Phineas might have been seen in the vision simply because he was one of the first recipients of a medallion, maybe even an early test subject for the magic, as well as his participation in hiding the egg. James’ presence, likewise, may simply be due to politeness. As rude as Ravi is in social graces, some forms of matters remain consistent, such as not barging into a family crypt. Ravi would understand and respect sites designed for eternal veneration, such as a crypt, and so he’s only entering with James’ permission thusly. He also mentioned that a lot has changed since he last visited the caverns, so James might also be there as a guide. Ravi may have helped construct the original caverns, but the entrance at least has been moved since, and it’s highly likely that the caves have been renovated, remodelled, suffered collapses and been subject to new excavations over the years as one family of griffins after another continued to leave their marks of respect and veneration in it’s walls and tunnels. Ravi could likely find the egg eventually, but he’d have to wander the caverns for a bit, noting in his memories where tunnels used to be and are now, updating that mental map as he went. James can just take them right to it.

… Okay, Ravi I’ll give you the benefit of the doubt and take you off my shit list. But you got to be prepared to walk the talk when it comes down to it.

I think it might take a few years for Ravi to get the idea he needs to walk the talk ALL the time, when he is dealing with mortals.

Which would be extremely difficult for him to do. If he’s truly ageless / immortal, what’s “walking the talk” mean to him? One generation? Three generations? He goes through those like we do days or weeks! His seemingly long apology is probably equivalent to, “Sorry I insulted your family. I’m special, y’see.”

That’s better. The first part of an apology is understanding that there needs to BE one; the second part is understanding WHY, and the third part is knowing the difference between an apology and an excuse. Ravi does seem to have made it to the third part and is actually doing pretty well so far as explaining– that last panel says a lot. It must be frustrating, being surrounded by short-lived people who you learn to love but who you know will die in what seems like a very short time, comparatively speaking– you’d learn to love them in groups (like clans, families, species and/or cultures) rather than individuals. Ravi’s boorishness and rudeness comes across now more like somebody using a book titled “Dealing With Mortals For Dummies” than being someone who actually knows how to interact successfully with mortal beings on an equal level.
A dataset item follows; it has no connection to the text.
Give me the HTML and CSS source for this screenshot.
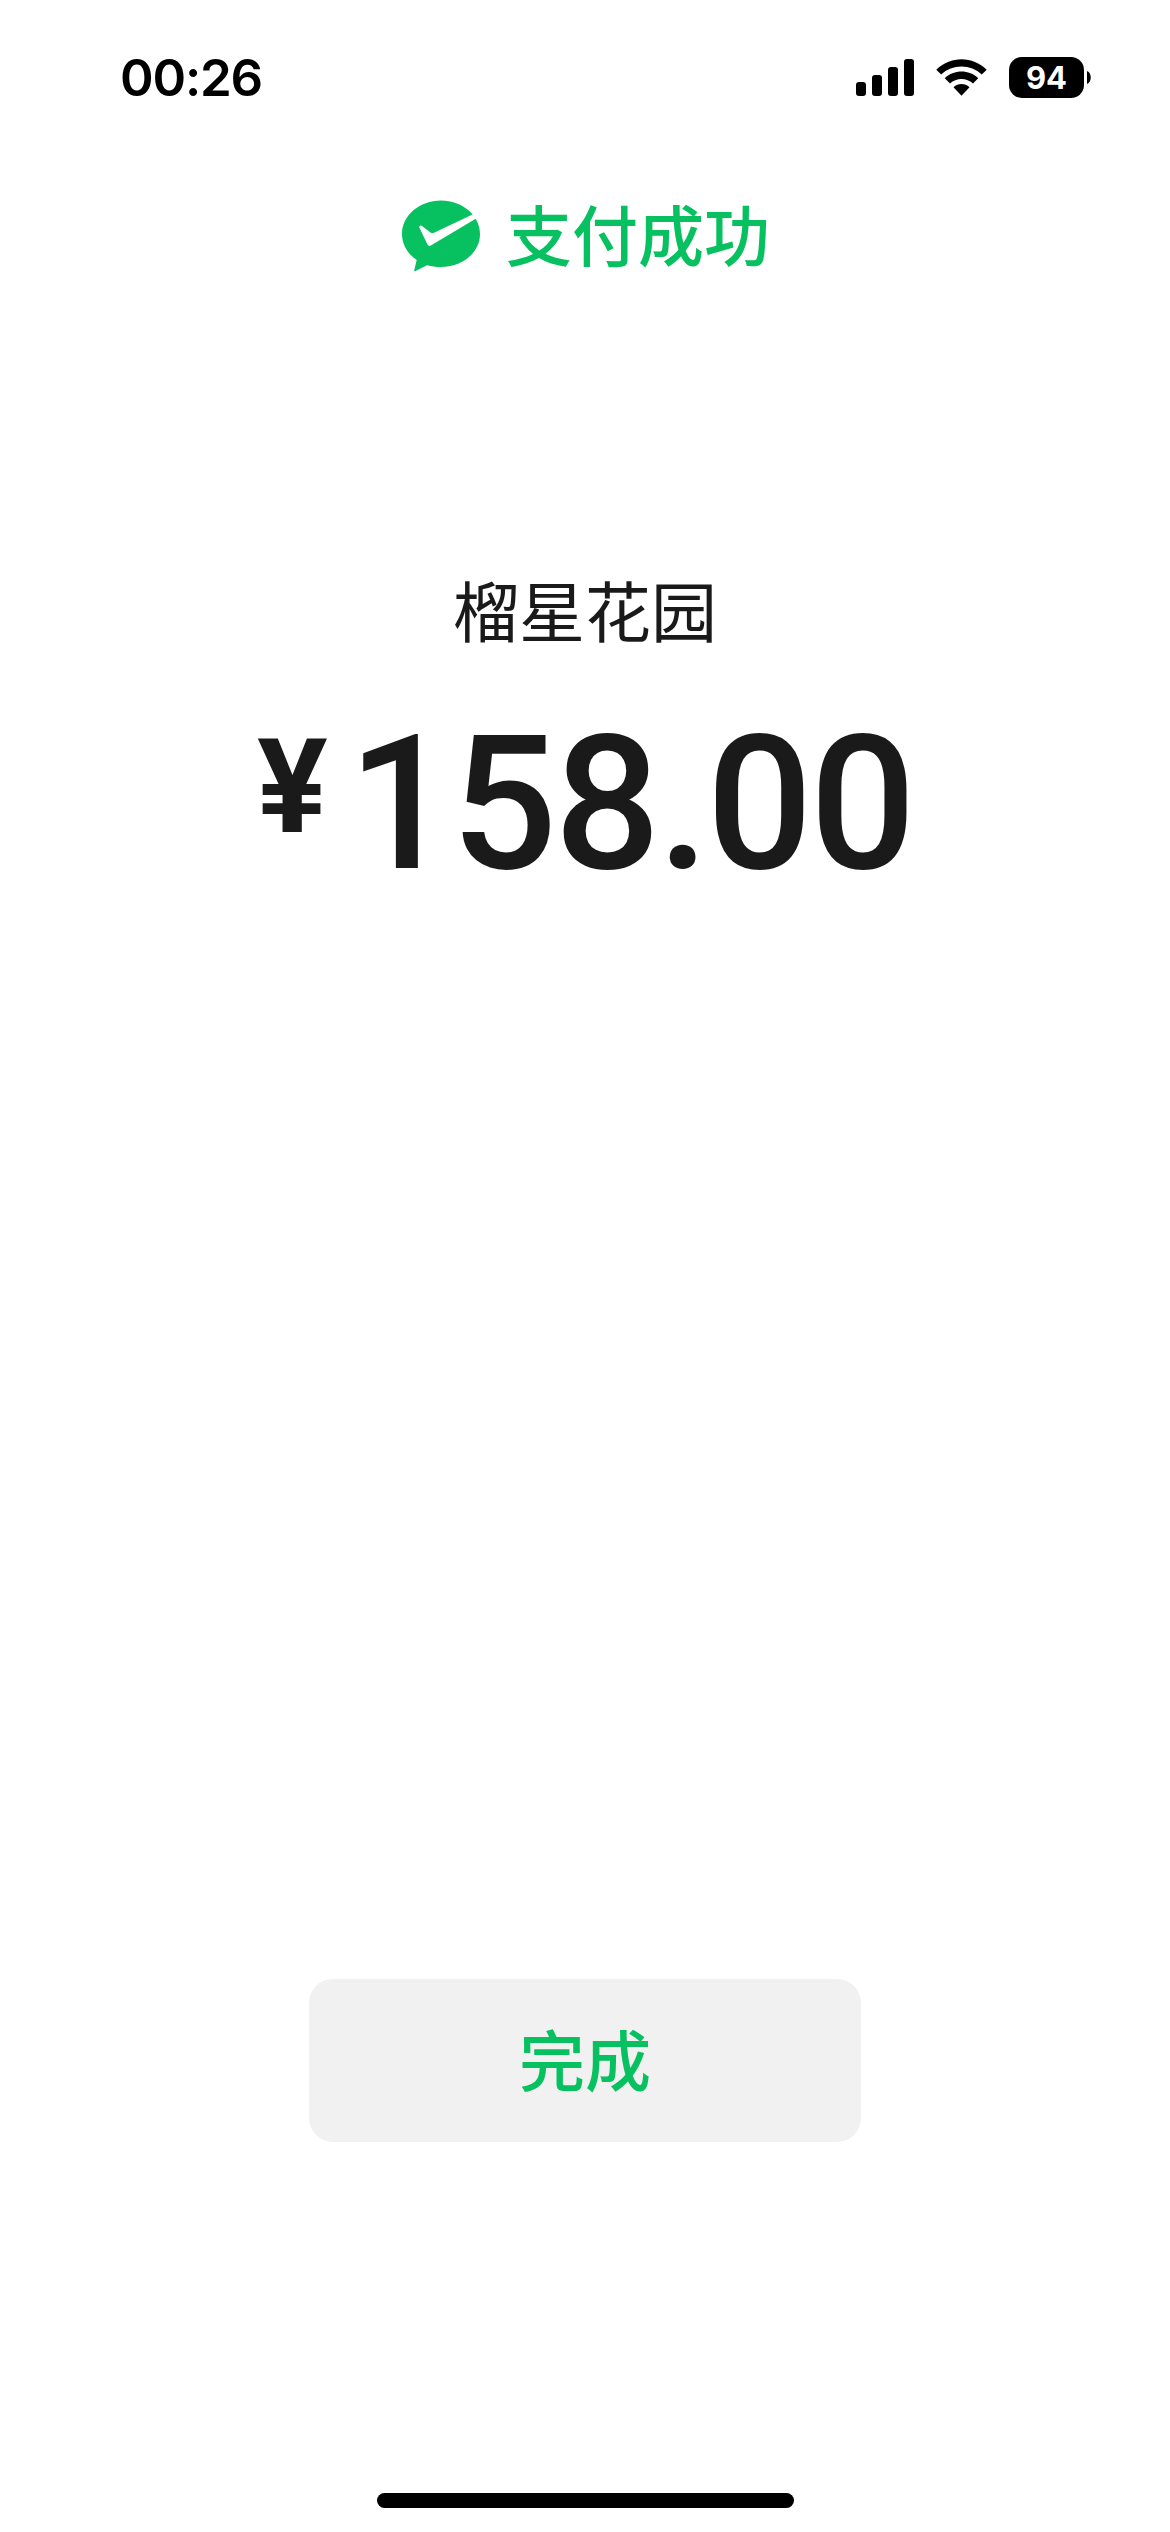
FILE: index.html
```html
<!DOCTYPE html>
<html lang="zh-CN">
<head>
    <meta charset="UTF-8">
    <meta name="viewport" content="width=device-width, initial-scale=1.0">
    <title>支付成功</title>
    <link rel="stylesheet" href="styles.css">
</head>
<body>
    <div class="page">
        <div class="status-bar">
            <span class="time">00:26</span>
            <div class="status-icons">
                <svg class="signal" viewBox="0 0 58 37">
                    <rect x="0" y="23" width="10" height="14" rx="3"/>
                    <rect x="16" y="16" width="10" height="21" rx="3"/>
                    <rect x="32" y="8" width="10" height="29" rx="3"/>
                    <rect x="48" y="0" width="10" height="37" rx="3"/>
                </svg>
                <svg class="wifi" viewBox="0 0 51 37">
                    <path d="M0.3 10.7C14-3.4 37-3.4 50.7 10.7L45.8 15.6C35 4.8 16 4.8 5.2 15.6Z"/>
                    <path d="M8.8 19.2C18 10.3 33 10.3 42.2 19.2L37 24.4C30.8 18.4 20.2 18.4 14 24.4Z"/>
                    <path d="M17.5 28.2C22 24 29 24 33.5 28.2L25.5 36.8Z"/>
                </svg>
                <div class="battery">
                    <span class="battery-level">94</span>
                    <svg class="battery-cap" viewBox="0 0 4 13">
                        <path d="M0 0C5 2 5 11 0 13Z"/>
                    </svg>
                </div>
            </div>
        </div>

        <div class="header">
            <svg class="logo" viewBox="0 0 78 71">
                <path fill="#07c160" d="M39 0.5C60.5 0.5 78 15.5 78 34C78 52.5 60.5 67 39 67C34 67 29.500 66.300 25 65.200L13.500 71C12.600 71.400 12 71 12.300 70L14.700 60C5.800 54 0 44.500 0 34C0 15.500 17.500 0.500 39 0.500Z"/>
                <path fill="#fff" d="M17.5 28C16.8 26 18.3 24.8 20 26L28.5 32.5Q30 33.6 32 32.7L71.500 14L75 18L28.800 45.500Q26.500 46.700 25.500 44.500Z"/>
            </svg>
            <h1>支付成功</h1>
        </div>

        <div class="order">
            <p class="merchant">榴星花园</p>
            <p class="amount"><span class="currency">¥</span><span class="price">158.00</span></p>
        </div>

        <button class="btn">完成</button>

        <div class="home-indicator"></div>
    </div>
</body>
</html>
```

FILE: styles.css
```css
* {
    margin: 0;
    padding: 0;
    box-sizing: border-box;
}

body {
    font-family: "Noto Sans CJK SC", sans-serif;
    background: #fff;
    color: #1a1a1a;
}

.page {
    display: flex;
    flex-direction: column;
    align-items: center;
    height: 2532px;
}

.status-bar {
    display: flex;
    justify-content: space-between;
    width: 100%;
    height: 155px;
    padding: 57px 79px 0 120px;
    color: #000;
    font-family: Inter, sans-serif;
}

.time {
    height: 42px;
    line-height: 42px;
    font-size: 51px;
    font-weight: 600;
    letter-spacing: -1.2px;
}

.status-icons {
    display: flex;
    align-items: center;
    height: 41px;
}

.signal {
    width: 58px;
    height: 37px;
    margin-right: 22px;
}

.wifi {
    width: 51px;
    height: 37px;
    margin-right: 22px;
}

.battery {
    display: flex;
    align-items: center;
}

.battery-level {
    width: 75px;
    height: 41px;
    line-height: 41px;
    border-radius: 13px;
    background: #000;
    color: #fff;
    font-size: 31px;
    font-weight: 700;
    text-align: center;
}

.battery-cap {
    width: 4px;
    height: 13px;
    margin-left: 3px;
}

.header {
    display: flex;
    align-items: center;
    height: 160px;
    gap: 26px;
    padding-left: 2px;
    color: #07c160;
}

.logo {
    width: 78px;
    height: 71px;
}

.header h1 {
    padding-bottom: 6px;
    font-size: 66px;
    font-weight: 500;
    line-height: 96px;
}

.order {
    display: flex;
    flex-direction: column;
    align-items: center;
    height: 1664px;
    padding-top: 245px;
}

.merchant {
    font-size: 66px;
    line-height: 96px;
}

.amount {
    display: flex;
    align-items: flex-start;
    margin-top: 55px;
    font-family: Roboto, sans-serif;
    line-height: 1;
}

.currency {
    margin: 10px 20px 0 0;
    font-size: 132px;
    font-weight: 700;
}

.price {
    font-size: 187px;
    font-weight: 500;
    letter-spacing: -3px;
}

.btn {
    width: 552px;
    height: 163px;
    padding-bottom: 8px;
    border: none;
    border-radius: 24px;
    background: #f1f1f1;
    color: #07c160;
    font-family: inherit;
    font-size: 66px;
    font-weight: 500;
    cursor: pointer;
}

.home-indicator {
    width: 417px;
    height: 15px;
    margin: auto 0 24px;
    border-radius: 8px;
    background: #000;
}
```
There’s also the possibility that immortals are seen as speaking in riddles and never explaining anything because they understand it all, and they, with their centuries of experience, make the connections easily with that context. An immortal may thuswise forget that the shorter lived species do not share his knowledge and more importantly, his experiences. They have no context within which to place that remark, so to them it seems as if it were a riddle.

Think of someone who had never used a computer before, maybe came from an isolated or otherwise technologically regressed area, and then speaking to someone who is ignorant or forgetful of the fact not everyone knows how to use a computer.. the second person would, to the first, sound like they were speaking in riddles. “Just drag the mouse across the desktop, click in the window…” …. suddenly he might get a mental image of someone smushing a live mouse into the top of a desk, dragging it across the desk, and then smacking it against a window. Or, they’d get a mental image of that, go ‘that can’t be right’ and just stare in complete bewilderment at the computer in front of them.

Without proper context, a lot of language becomes riddles as a lot of verbal communication does function on heavy context based assumptions, or else we’d never be able to say anything in any reasonable amount of time. An immortal might sometimes forget that mortals lack the context of centuries, especially if they lived among a particular family of them for several generations and they themselves maintained the context. ‘All the other finns knew what i was talking about, why do these not?’ forgetting that his presence itself was what was maintaining the context, and with it’s removal, what was once understood is now a frustrating riddle.

I’ve been through teaching a, at the time four year old, niece how to use a mouse.
There was no way I’d have used your idea, to explain to her how to use one.
First thing I did is explain how the mouse on the physical desktop relates to the cursor on screen. Then I explained clicking on things.

Alternatively: you went into that conversation expecting your niece not to know what was going on and approached the situation from the level of an instructor.

However, if you were dealing with somebody your own age who has no idea how to use a computer, you’ll rapidly become baffled and frustrated by their inability to function… until you’re informed that they’ve never actually seen a computer in their life. You don’t go into that conversation expecting somebody’s knowledge base to be so massively different, and oftentimes we, just as people, assume other people have at least *similar* life experiences.

Ravi is establishing here that he has difficulty remembering these people are so much younger than him and don’t have the same experiences or awareness that he does. Which is, in spite of how condescending he seemed to be, a sign of respect; he doesn’t see them as children (as many immortals are often depicted as doing), he wants to see them as equals, and he’s frustrated that they seem incapable of following his logic without recognizing full that, by comparison, they’re *extremely* young and have a completely different perspective.

I like how Martha is showing up beside James in the last panel. :)

I think in this page, Ravi is realising a lot of what he himself had forgotten he needed to remember and be aware of.